Stated goal | From the listing below, pull out all lines with "index" in them.

══ Information supplied ══

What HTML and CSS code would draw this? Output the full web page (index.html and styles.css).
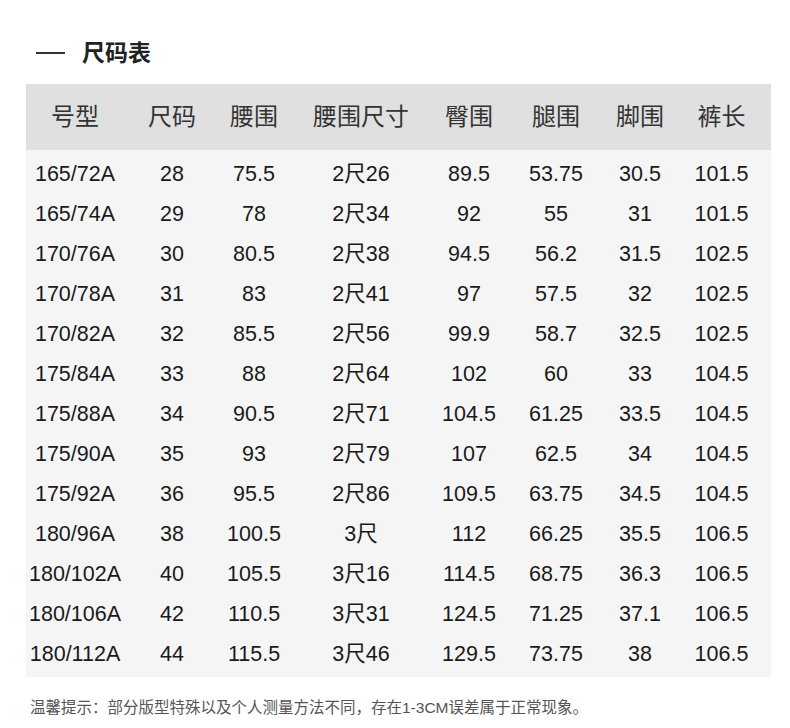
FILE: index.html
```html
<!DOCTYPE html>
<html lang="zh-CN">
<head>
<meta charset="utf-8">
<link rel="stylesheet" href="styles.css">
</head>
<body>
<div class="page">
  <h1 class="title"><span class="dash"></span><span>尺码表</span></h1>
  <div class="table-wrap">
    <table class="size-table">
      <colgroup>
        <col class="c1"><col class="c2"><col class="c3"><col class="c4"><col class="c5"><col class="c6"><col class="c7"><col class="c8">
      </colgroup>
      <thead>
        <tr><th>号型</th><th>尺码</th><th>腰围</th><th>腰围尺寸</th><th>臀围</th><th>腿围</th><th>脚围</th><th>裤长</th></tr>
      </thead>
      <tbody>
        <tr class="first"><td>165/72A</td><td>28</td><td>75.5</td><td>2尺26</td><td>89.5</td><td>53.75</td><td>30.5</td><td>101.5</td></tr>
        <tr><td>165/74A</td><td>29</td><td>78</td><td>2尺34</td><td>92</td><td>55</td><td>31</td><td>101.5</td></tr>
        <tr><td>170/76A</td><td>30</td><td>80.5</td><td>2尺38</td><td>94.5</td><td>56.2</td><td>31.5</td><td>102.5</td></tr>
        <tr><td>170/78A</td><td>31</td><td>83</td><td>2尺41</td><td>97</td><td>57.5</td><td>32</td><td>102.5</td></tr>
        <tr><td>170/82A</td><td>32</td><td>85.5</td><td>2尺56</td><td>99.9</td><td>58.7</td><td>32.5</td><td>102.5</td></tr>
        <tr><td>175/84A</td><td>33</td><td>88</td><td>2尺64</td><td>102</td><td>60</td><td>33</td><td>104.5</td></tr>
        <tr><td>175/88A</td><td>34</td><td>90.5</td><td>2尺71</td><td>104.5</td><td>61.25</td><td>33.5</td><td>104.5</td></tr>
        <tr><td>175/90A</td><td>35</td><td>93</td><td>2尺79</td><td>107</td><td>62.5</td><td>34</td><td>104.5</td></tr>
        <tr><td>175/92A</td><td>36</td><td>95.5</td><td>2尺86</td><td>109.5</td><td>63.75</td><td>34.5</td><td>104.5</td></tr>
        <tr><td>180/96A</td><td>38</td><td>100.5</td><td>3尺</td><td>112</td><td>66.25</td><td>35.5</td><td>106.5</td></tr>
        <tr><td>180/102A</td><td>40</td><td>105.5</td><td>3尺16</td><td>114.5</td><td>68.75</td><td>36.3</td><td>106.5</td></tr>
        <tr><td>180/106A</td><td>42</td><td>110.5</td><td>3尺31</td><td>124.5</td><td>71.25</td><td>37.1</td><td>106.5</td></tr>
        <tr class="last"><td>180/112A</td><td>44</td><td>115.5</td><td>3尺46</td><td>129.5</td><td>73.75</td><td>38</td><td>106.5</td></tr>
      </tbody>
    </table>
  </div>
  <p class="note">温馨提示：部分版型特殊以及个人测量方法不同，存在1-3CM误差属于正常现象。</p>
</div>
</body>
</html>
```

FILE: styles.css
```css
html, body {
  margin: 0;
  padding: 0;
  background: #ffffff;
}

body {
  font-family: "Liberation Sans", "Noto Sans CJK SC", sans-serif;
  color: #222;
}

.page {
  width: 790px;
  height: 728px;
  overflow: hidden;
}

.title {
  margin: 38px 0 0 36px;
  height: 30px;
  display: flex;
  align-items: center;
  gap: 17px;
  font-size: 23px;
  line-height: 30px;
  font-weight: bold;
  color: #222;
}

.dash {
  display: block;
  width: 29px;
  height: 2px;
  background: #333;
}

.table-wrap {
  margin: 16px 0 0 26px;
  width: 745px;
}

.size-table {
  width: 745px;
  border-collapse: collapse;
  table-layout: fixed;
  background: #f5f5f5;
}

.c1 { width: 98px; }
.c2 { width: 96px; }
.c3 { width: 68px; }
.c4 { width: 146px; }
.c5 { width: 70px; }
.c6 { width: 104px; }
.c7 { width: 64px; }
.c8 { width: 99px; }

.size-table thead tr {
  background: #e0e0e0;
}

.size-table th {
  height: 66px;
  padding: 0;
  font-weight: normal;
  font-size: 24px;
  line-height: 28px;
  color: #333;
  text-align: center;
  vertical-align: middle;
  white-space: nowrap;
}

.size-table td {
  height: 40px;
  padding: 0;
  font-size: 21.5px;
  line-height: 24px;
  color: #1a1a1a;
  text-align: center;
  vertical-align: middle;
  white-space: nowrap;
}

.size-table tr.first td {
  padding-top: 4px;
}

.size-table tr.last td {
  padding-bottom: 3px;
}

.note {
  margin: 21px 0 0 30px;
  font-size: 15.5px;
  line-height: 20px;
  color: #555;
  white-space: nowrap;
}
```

═══

Task solution |
What HTML and CSS code would draw this? Output the full web page (index.html and styles.css).
FILE: index.html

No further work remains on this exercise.